In Thailand, official statistics indicate rates of domestic violence are increasing despite a 2007 law designed to protect victims. Many women remain reluctant to seek assistance because they are unaware of protections available to them.
Researchers at Thailand's Mahidol University National Institute of Child and Family Development said their annual survey indicated nearly one third of households last year reported instances of domestic violence.
One victim, Suphakorn, who only wanted to give her first name, turned to the Women and Men Progressive Movement Foundation for help after she tried to break up with her boyfriend and he became violent.
Suphakorn said she was frightened when he threatened her with a gun at her office, demanding she go back home with him. She said she begged for her life as he later assaulted her at home, bashing her head against a wall and attempting to stab her.
While such stories are common, the foundation's director, Jaded Chouwilai, said many women in similar situations remained silent in the face of abuse, unaware of places they could turn for help.
"When [women] have the problem in the family - domestic violence - most women cannot talk [about it]. They have a child , they are afraid and [do] not [have] the information; most women don't have the law, the information to help them," said Jaded.
In 2007, Thailand passed the Protection of Victims of Domestic Violence Act, which provides immediate services for victims, creates protective orders and streamlines court procedures for domestic violence cases. The Health Ministry also created the emergency One Stop Crisis Centre (OSCC), where up to 23,000 cases of victims of abuse cases are being reported annually - up from 11,500 in 2005.

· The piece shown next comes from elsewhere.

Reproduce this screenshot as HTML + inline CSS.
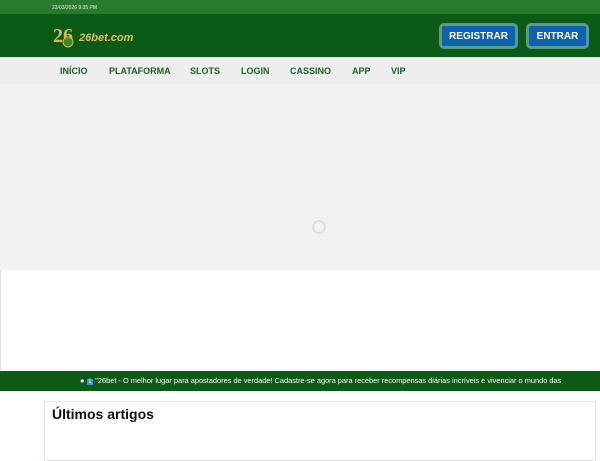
<!DOCTYPE html>
<html><head><meta charset="utf-8"><style>
*{margin:0;padding:0;box-sizing:border-box}
body{width:600px;height:450px;overflow:hidden;background:#fff;font-family:"Liberation Sans",Arial,sans-serif;position:relative}
.top{position:absolute;left:0;top:0;width:600px;height:14px;background:#2a7a2e;color:#e8f0e8;font-size:5px;padding:5px 0 0 52px}
.hdr{position:absolute;left:0;top:14px;width:600px;height:43px;background:#0b5a15}
.logo{position:absolute;left:53px;top:8px;width:26px;height:28px}
.logotxt{position:absolute;left:79px;top:18px;color:#e0c060;font-weight:bold;font-style:italic;font-size:11px}
.btn{position:absolute;top:9px;height:26px;background:#0a62b0;border:3px solid #5a9a8a;border-radius:5px;color:#fff;font-weight:bold;font-size:10px;text-align:center;line-height:22px}
.nav{position:absolute;left:0;top:57px;width:600px;height:27px;background:#eeeeee;border-top:1px solid #ddd}
.nav span{position:absolute;top:8px;font-size:9px;font-weight:bold;color:#1e5e28}
.hero{position:absolute;left:0;top:84px;width:600px;height:186px;background:#f2f2f2}
.spin{position:absolute;left:312px;top:220px;width:14px;height:14px;border:2px solid #ddd;border-radius:50%}
.ln{position:absolute;left:0;top:270px;width:1px;height:101px;background:#dde}
.tick{position:absolute;left:0;top:371px;width:600px;height:20px;background:#0b5a15;color:#fff;font-size:7.4px;white-space:nowrap;overflow:hidden;padding:5px 0 0 80px}
.box{position:absolute;left:44px;top:401px;width:552px;height:60px;border:1px solid #e6e6d8;border-radius:2px}
.box h2{font-size:14px;font-weight:bold;color:#111;margin:4px 0 0 7px}
</style></head><body>
<div class="top">23/03/2026 9:35 PM</div>
<div class="hdr">
<svg class="logo" viewBox="0 0 26 28"><text x="0" y="20" font-size="20" font-weight="bold" fill="#d8b850" font-family="Liberation Serif">26</text><circle cx="15" cy="20" r="5" fill="#3a8a30" stroke="#d8b850"/></svg>
<div class="logotxt">26bet.com</div>
<div class="btn" style="left:439px;width:79px">REGISTRAR</div>
<div class="btn" style="left:526px;width:63px">ENTRAR</div>
</div>
<div class="nav">
<span style="left:60px">INÍCIO</span><span style="left:109px">PLATAFORMA</span><span style="left:190px">SLOTS</span><span style="left:241px">LOGIN</span><span style="left:290px">CASSINO</span><span style="left:352px">APP</span><span style="left:391px">VIP</span>
</div>
<div class="hero"></div>
<div class="spin"></div>
<div class="ln"></div>
<div class="tick">● <span style="background:#4a8ad0;font-size:6px">&nbsp;1&nbsp;</span> "26bet - O melhor lugar para apostadores de verdade! Cadastre-se agora para receber recompensas diárias incríveis e vivenciar o mundo das</div>
<div class="box"><h2>Últimos artigos</h2></div>
</body></html>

That outreach has helped to inform victims about support networks available to them, but researchers said addressing the root causes of the problem required changing attitudes in men.
A United Nations report on men and domestic violence across Asia, released in September, found some 25 percent of those surveyed admitted to sexual assault against a woman or girl.
The report's co-author, James Lang, from the violence prevention group, Partners for Prevention, said the studies highlighted the role played by gender inequalities and traditional values that celebrate male dominance.
"What is allowing for men's violence to continue is these ways that we are taught to be men - that are associated with dominance over women - like the idea that we as men are entitled to control women and their bodies - men viewing sexuality and their entitlement to women as sexual objects," he said.
The U.N. study showed domestic violence affected all socio-economic groups. The U.N. indicated violence may rise among men who have less power compared to other men, or face stresses due to substance abuse and poverty.
In Bangkok's slum community Klong Toey, Catholic Priest, Father Joe Maier, who has worked among the poor for several decades, said poverty aggravated the issues of domestic violence, especially when children were involved.
"It's the 'violence' of abandoned children and the women can't take care of their own children. They've got to give up their kids, they can't settle down and just be a mum. He doesn't give them money, he runs around, he gambles. The men use the money to play - the women use their money to take care of the children," he said.
Since the Thai government has improved outreach for female victims of domestic violence, advocates said it now needed to turn its attention toward changing attitudes of men. U.N. researchers said such an effort would start with elevating the status of women and creating “new models” of manhood based more on equality and respect.